KPIは進化させるもの:PDCAサイクルで磨き上げる

KPIは設定して終わりではありません。
ミーティングごとに振り返りを行ない、「目標が高すぎて未達成が続いている」「逆に簡単に達成されてやりがいがない」などの声が上がった場合、柔軟に修正していきましょう。
カイゼン活動自体をKPIに盛り込んでいくことで、取り組みに深みが増します。

バイヤーとサプライヤー「両方の視点」で生きたKPIを育てる

バイヤー目線:管理データで「支配」しない

バイヤーのよくある失敗は、資料要求やデータ管理を「仕入れ先コントロール」の道具にしがちなことです。
仕入れ先を情報提供の「作業要員」と見なすと、信頼を損ね仮面だけの改善になります。
真のカイゼンには「現場の困りごとは何か」「なぜ改善が進まないのか」と寄り添う姿勢が重要です。

サプライヤー目線:やらされ感から「主体的カイゼン」へ

一方サプライヤーも、「言われたからやる」では、改善は長続きしません。
自社にとっても「納期遅れ=コストロス」「不良増加=信頼失墜」というデメリットを実感し、自発的に課題解決へ取り組む文化づくりが鍵です。

双方の信頼関係が産む「強いサプライチェーン」

互いにKPI進捗を見せ合い、実態を率直に語り合うことで、難しい課題も共同で乗り越えられます。
急なトラブル発生時、「あのサプライヤーは絶対にやり遂げてくれる」と期待される関係が、真の競争力となります。

まとめ:定例ミーティングとKPI活用で未来のモノづくり文化を拓く

日本の製造業が世界トップであり続けるには、もはや「自社完結」や「サプライヤー任せ」の体制では通用しません。
定例ミーティングとKPI管理の仕組みを使い、バイヤーとサプライヤーが一体で改善文化を育てていくことが、持続的成長の条件です。
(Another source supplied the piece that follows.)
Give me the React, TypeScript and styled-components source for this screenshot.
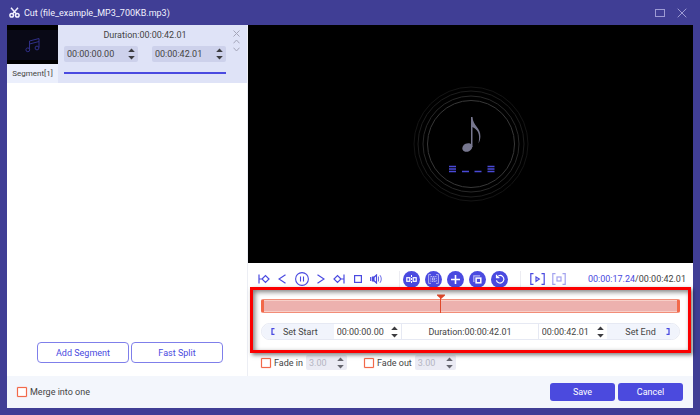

形だけの定例会議や、上意下達の数値目標では、本物の成果には結びつきません。
現場の実態を見つめ「腹落ちするKPI」をともに設定し、失敗も率直に話し合える定例ミーティングの場を積み重ねる―
その地道な積み重ねこそが、昭和的なアナログ文化を脱却し、デジタルでダイナミックなサプライチェーンを実現する一歩です。
一人ひとりが現場の知性を活かし、メーカー同士が信頼し合う文化こそ、日本の強みを支え続けるのです。

あなたの明日の現場ミーティングが、「伝統」から「進化」へ、確かな一歩になることを願っています。